28 septb[1762]
Je réponds, ô mes anges gardiens, à votre béatifique lettre dont Roscius a été le scribe, et je vous envoye la façon dont nous jouons toujours Zulime.
Je peux vous répondre que cette fin est déchirante et que si on suit notre leçon on ne s'en trouvera pas mal.
Ce n'est pas que j'aye jamais regardé Zulime comme une tragédie du premier ordre. Vous savez combien j'ay résisté à ceux qui avaient le malheur de la préférer à Tancrede qui est à mon gré un ouvrage très téâtral, un véritable spectacle, et qui a de plus le mérite de l'invention et de la singularité, mérite que n'a point Zulime.

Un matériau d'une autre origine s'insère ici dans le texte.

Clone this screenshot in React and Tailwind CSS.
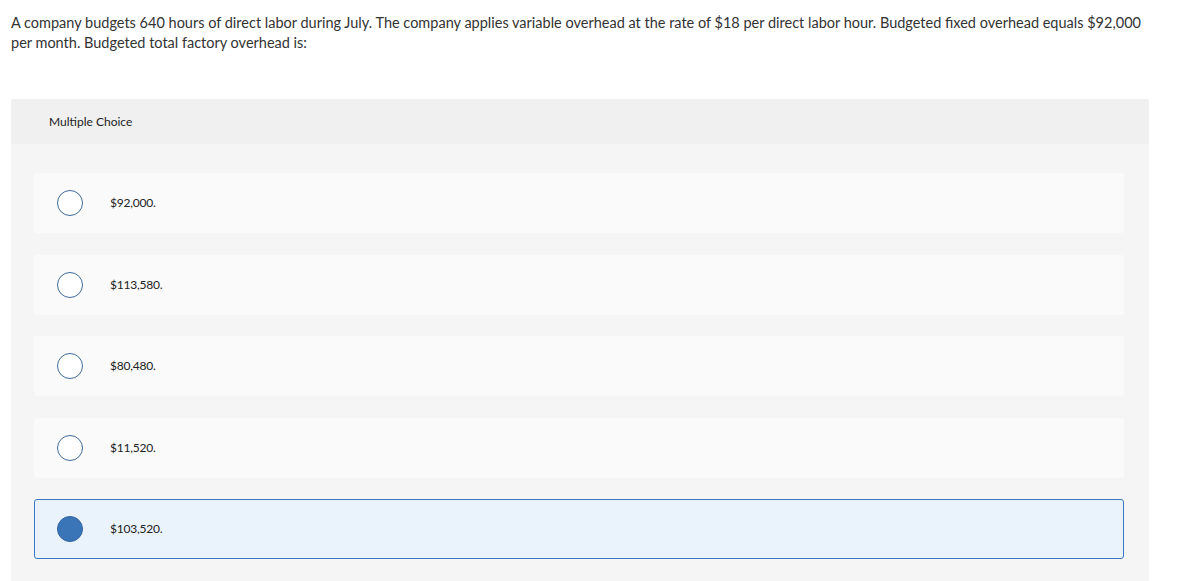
import React from "react";

const options = ["$92,000.", "$113,580.", "$80,480.", "$11,520.", "$103,520."];

export default function App() {
  return (
    <div className="w-[1180px] h-[581px] overflow-hidden bg-white text-[#333]" style={{ fontFamily: "Lato, 'Liberation Sans', sans-serif" }}>
      <div className="pl-[11px] pr-[35px] pt-[13px] text-[14.5px] leading-[20px] text-[#333]">
        A company budgets 640 hours of direct labor during July. The company applies variable overhead at the rate of $18 per direct labor hour. Budgeted fixed overhead equals $92,000 per month. Budgeted total factory overhead is:
      </div>
      <div className="ml-[11px] mt-[46px] w-[1138px] rounded-t-[3px] overflow-hidden">
        <div className="h-[45px] bg-[#f0f0f0] pl-[38px] flex items-center text-[12px] text-[#222]">Multiple Choice</div>
        <div className="bg-[#f5f5f5] px-[23px] pt-[29px] pb-[22px] flex flex-col gap-[21.5px]">
          {options.map((o, i) => {
            const sel = i === 4;
            return (
              <div
                key={o}
                className={
                  "h-[60px] w-[1090px] rounded-[3px] flex items-center pl-[22px] " +
                  (sel ? "bg-[#eaf2fb] border border-[#3a77c0]" : "bg-[#fafafa] border border-transparent")
                }
              >
                <div
                  className={
                    "w-[26px] h-[26px] rounded-full border " +
                    (sel ? "bg-[#3a75b8] border-[#2f62a0]" : "bg-white border-[#3e6a9a]")
                  }
                />
                <div className="ml-[27px] text-[12px] tracking-[-0.2px] text-[#222]">{o}</div>
              </div>
            );
          })}
        </div>
      </div>
    </div>
  );
}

Je vous supplie très instament de vous opposer à cette fureur d'écourter touttes les fins de pièces. Il vaut bien mieux ne les point jouer. Quel est le père qui voulût qu'on coupast les pieds à son fils?
Le Kain m'a envoyé la façon dont il dit qu'on joue Zaïre. Cela est abominable. Pourquoy estropier ma pièce au bout de vingt ans? Il me semble qu'il se prépare un siècle d'un goust bien dépravé. Je n'ay pas mal fait de renoncer au monde. Je ne regrette que vous dans Paris.
Je n'aurai monsieur le maréchal de Richelieu que dans quelques jours. Notre tripot ne laisse pas de nous donner de la peine. Ce n'est pas toujours une chose aisée de rassembler une quinzaine d'acteurs au pied du mont Jura, et il est encor plus difficile de conserver ses yeux et ses oreilles à soixante et huit ans passez avec un corps des plus minses et des plus frêles.
Je vous ay écrit sur les Calas. Je vous ay adressé mon petit complimentà Monsieur le comte de Choiseuil. Vous ne m'avez point dit s'il en est bien mécontent.
Je vous ay adressé un petit mémoire très politique qui ne me regarde pas.
Je suis un peu en peine de mon impératrice Catherine. Vous savez qu'elle m'avait engagé à obtenir des enciclopédistes persécutez par cet Omer à venir imprimer leur dictionaire chez elle. Ce souflet donné aux sots et aux fripons du fonds de la Scitie était pour moy une grande consolation, et devait vous plaire. Mais je crains bien qu'Ivan ne détrône notre bienfaictrice, et que ce jeune Russe élevé en russe, chez des moines russes ne soit point du tout philosophe.
Je vous conjure mes divins anges, de me dire ce que vous savez de ma Catherine.
Je baise le bout de vos ailes plus que jamais.
V.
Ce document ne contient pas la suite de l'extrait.